What I am calling the new class of social media—the Substacks and the BeReals and the BopDrops (the BeReal of music that has not yet gained the same popularity, but for which I am still holding out hope)—caters to a desire to escape this constant barrage of information and more intentionally consume our media.


Rather than be subjected to the temptation of an ever updating feed, Substack requires the user to wait for updates from their favorite writers and submit to limits on their consumption. BeReal and BopDrop limit user interface interaction to once and twice a day, respectively. Even streaming companies seem to be heading in this same direction. Disney+ and HBOMax have both demonstrated a shift away from releasing an entire series at once in favor of weekly installments that call back to an era, not too long ago, where waiting for a new episode each week was the main form of media consumption.


I’d like to think that this media shift is the result of a larger cultural shift towards slowing down and trimming up our media diet. However, I’m more inclined to think that this development is temporary, a mere indicator of the cyclical nature of trend culture. A new update through the Substack app allows writers to directly contact their subscribers through a “Chat” feature reminiscent of Instagram DMs or even Twitter threads.

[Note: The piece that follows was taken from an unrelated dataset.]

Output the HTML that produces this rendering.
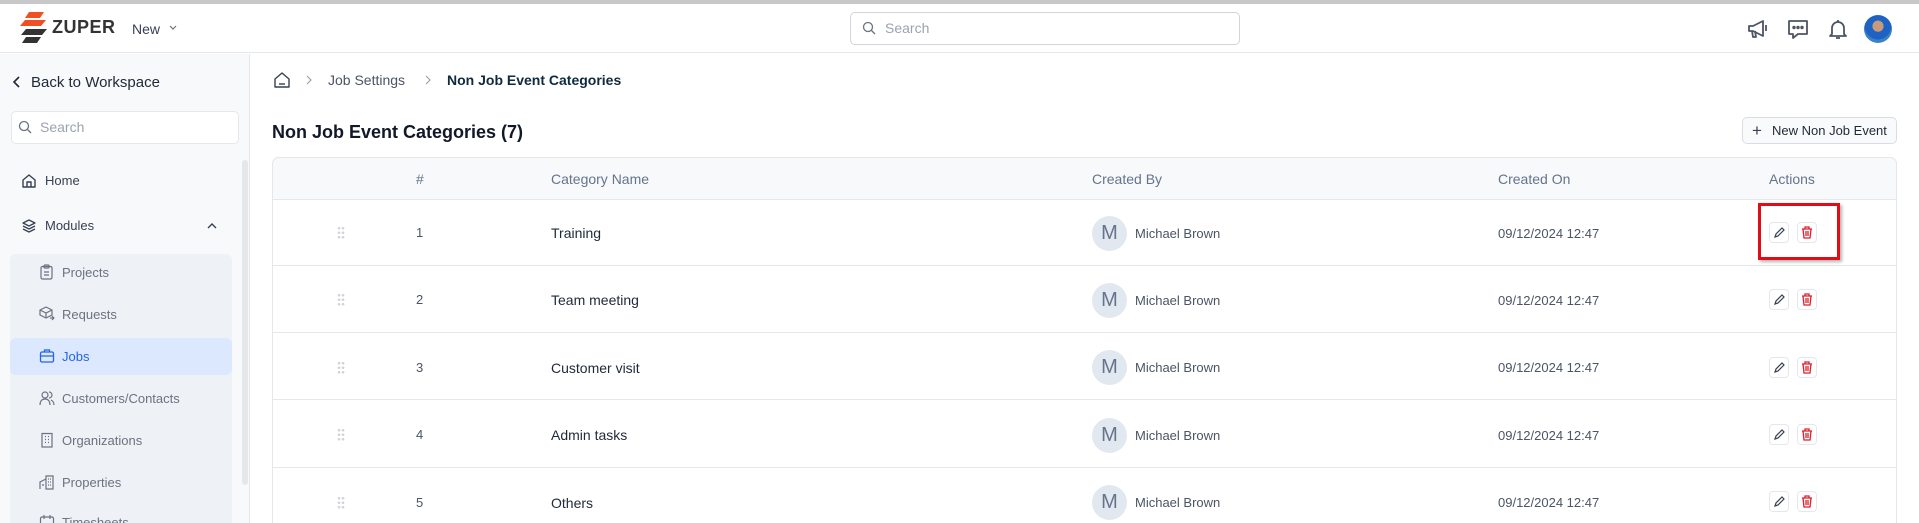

While one could argue that this feature only increases the intimacy of the in-app experience, it threatens to move the platform’s user experience towards that of traditional social media with its constant stream of continually updating content. I worry that this kind of evolution is an indicator that these social medias are soon to be co-opted by advertising companies and corporate greed that will take them down a similar path as Instagram, Twitter, and even email. I’m interested to see if these apps will stand the test of time or if they too will be forced to bow down to America’s fast media consumption culture. In the meantime, I’ll wait by my computer for that familiar banner notification letting me know that I’ve got mail.